When Internalised Ableism Turns Sideways
Internalised ableism rarely stays internal for long. If it’s not examined, it eventually turns outward, and very often it turns outward toward other autistic people - particularly those with greater support needs.
This is where lateral ableism begins - and it’s a major problem in our community and shutting out so many autistics.
Most autistic humans grow up in environments that communicate one message with relentless consistency: be less autistic. The instructions may be delivered in many different ways, but the underlying demand is unmistakable.
Make eye contact. Sit still. Don’t stim. Don’t talk too much. Don’t talk too little. Don’t be difficult. Don’t be intense. Don’t react too strongly. Don’t withdraw. Don’t interrupt.
The specifics may vary depending on the environment, but the lesson remains the same: safety depends on performing neurotypicality - being a neuronormative person.
Many of us learned to survive by masking. Masking is indeed a survival strategy. It allows autistic humans to navigate environments that were never designed for autistic bodyminds, and in many cases it can protect us from immediate social or professional harm. But masking is something we do. It is not what we are. This is something missed by many.
Masking isn’t an autistic identity. It’s a behaviour that emerges in response to pressure. Autistic people mask because environments and societies demand it, because belonging often depends on it, and because the cost of not doing it can be exclusion, punishment, or isolation. When masking is discussed simply as a social skill, the framing hides its origins. Masking doesn’t usually develop through curiosity or experimentation, but through correction and for many of us, coercion.
Autistic children learn very quickly what happens when they move, speak, or regulate themselves in ways that others find unacceptable. They are corrected, disciplined, mocked, excluded, or subtly punished until they begin editing themselves. Over time, those “edits” accumulate. What later gets described as “good social skills” is often simply the residue of years of behavioural policing.
And masking is never free.
Every time an autistic human suppresses our stims, scripts our conversations, monitor our tone, filter our reactions, and force our nervous system to tolerate sensory input that may be painful or overwhelming, energy is being spent. Masking isn’t merely effort. It’s an accumulating debt. The more we perform normalcy in order to survive, the further we move away from the signals of our own bodyminds. Over time, that growing distance between what a person needs and what we perform becomes one of the central pathways into autistic burnout.
When masking leads to social acceptance, however, something complicated can happen. Acceptance begins to feel conditional, and over time it can begin to feel earned. A quiet hierarchy starts to take shape.
Someone who has spent years forcing themselves to learn social scripts, suppressing stims, enduring sensory pain, and disciplining their behaviour in order to be tolerated can easily arrive at a powerful belief: I worked hard to learn these skills. I pushed myself. I figured it out.
Once that belief takes hold, the presence of autistic people who cannot mask in the same way can provoke discomfort. The language surrounding those people begins to change. They are described as not trying hard enough, as “using autism as an excuse”, as making autistic people “look bad.” Their visible needs are reframed as character flaws rather than neurological realities.
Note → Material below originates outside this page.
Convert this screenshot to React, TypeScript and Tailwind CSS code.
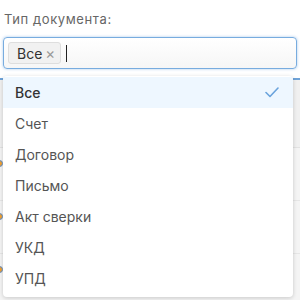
const options = ["Все", "Счет", "Договор", "Письмо", "Акт сверки", "УКД", "УПД"]

export default function App() {
    const selected = "Все"

    return (
        <div className="relative w-[300px] h-[300px] overflow-hidden bg-white font-['Inter','Noto_Sans',sans-serif]">
            {/* Field */}
            <div className="px-[3px] pt-[9px]">
                <label className="block pl-[1px] text-[13px] leading-[20px] text-[#666] tracking-[0.6px]">
                    Тип документа:
                </label>
                <div className="mt-[8px] h-[32px] flex items-center gap-[5px] pl-[4px] rounded-[4px] border border-[#78acdf] bg-gradient-to-b from-white to-[#f6f6f6] shadow-[0_0_3px_rgba(110,165,225,0.6)]">
                    <span className="flex items-center h-[22px] pl-[8px] pr-[5px] gap-[3px] rounded-[3px] border border-[#dedede] bg-[#f1f1f1] text-[14px] text-[#333]">
                        Все
                        <span className="text-[15px] text-[#999] leading-none">×</span>
                    </span>
                    <span className="w-[1px] h-[17px] bg-[#222]" />
                </div>
            </div>

            {/* Table underneath */}
            <div className="mt-[9px]">
                <div className="h-[2px] bg-[#6fa3d8]" />
                <div className="h-[68px] bg-[#f0f0f0] border-b border-[#e2e2e2]" />
                {[0, 1, 2].map((i) => (
                    <div key={i} className="relative h-[53px] border-b border-[#e6e6e6] bg-[#f4f4f4]">
                        <span className="absolute left-[-4px] top-[12px] w-[7px] h-[7px] rounded-full bg-[#f0a030] border border-[#5b8fd0]" />
                    </div>
                ))}
            </div>

            {/* Dropdown */}
            <div className="absolute left-[3px] top-[76px] w-[290px] h-[221px] bg-white rounded-[4px] shadow-[0_1px_4px_rgba(0,0,0,0.18)] overflow-hidden py-[1px]">
                {options.map((o) => (
                    <div
                        key={o}
                        className={
                            o === selected
                                ? "flex items-center justify-between h-[31px] pl-[12px] pr-[14px] bg-[#eef7ff] text-[14px] text-[#333] font-medium"
                                : "flex items-center h-[31px] pl-[12px] text-[14px] text-[#555]"
                        }
                    >
                        {o}
                        {o === selected && (
                            <svg width="14" height="11" viewBox="0 0 14 11" fill="none" className="text-[#6aa3dc]">
                                <polyline points="1,5.5 5,9.5 13,1" stroke="currentColor" strokeWidth="1.6" strokeLinecap="round" strokeLinejoin="round" />
                            </svg>
                        )}
                    </div>
                ))}
            </div>
        </div>
    )
}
This is lateral ableism. It’s ableism moving sideways within the autistic community itself.
Some autistic people cannot mask. Some lose the ability to mask over time. Others can mask temporarily but pay catastrophic costs when they do. Masking is not a measure of intelligence, effort, morality, or character. It’s not a subtype of autism, nor is it something people engage in for enjoyment. It’s not a tagline in a reel or a social media profile. It’s a survival response to pressure.
Internalised ableism, however, encourages a different interpretation. It suggests that the autistic people who can mask well are better representatives of autistic humanity. They appear more respectable, more employable, and more acceptable. Their voices are perceived as serious, reasonable, and trustworthy. They are understood as the kinds of autistic people that institutions and audiences are willing to listen to.
This dynamic has profound consequences for whose voices are amplified.
The autistic voices that become most visible online are often those who can produce content constantly - day after day, reel after reel, in formats that are polished, highly produced, and easily shareable. Even when addressing painful subjects, the material must remain digestible. Difficult experiences are softened. Complex realities are reframed into hopeful narratives. Hard truths are packaged into something that can circulate easily on social media.
Producing that kind of content requires something many autistic people simply do not have: sustained energy.
It requires consistency, executive bandwidth, and the ability to maintain a stable public presence. It requires being able to appear coherent, articulate, and emotionally regulated while speaking in front of a camera. In almost all cases, it requires masking, even if not readily discernible on camera. In my work as an autistic peer-support coach I have had many influencer and activist clients who arrive in deep burnout from this cycle.
The mask may not be the traditional neurotypical mask, but it’s still a mask.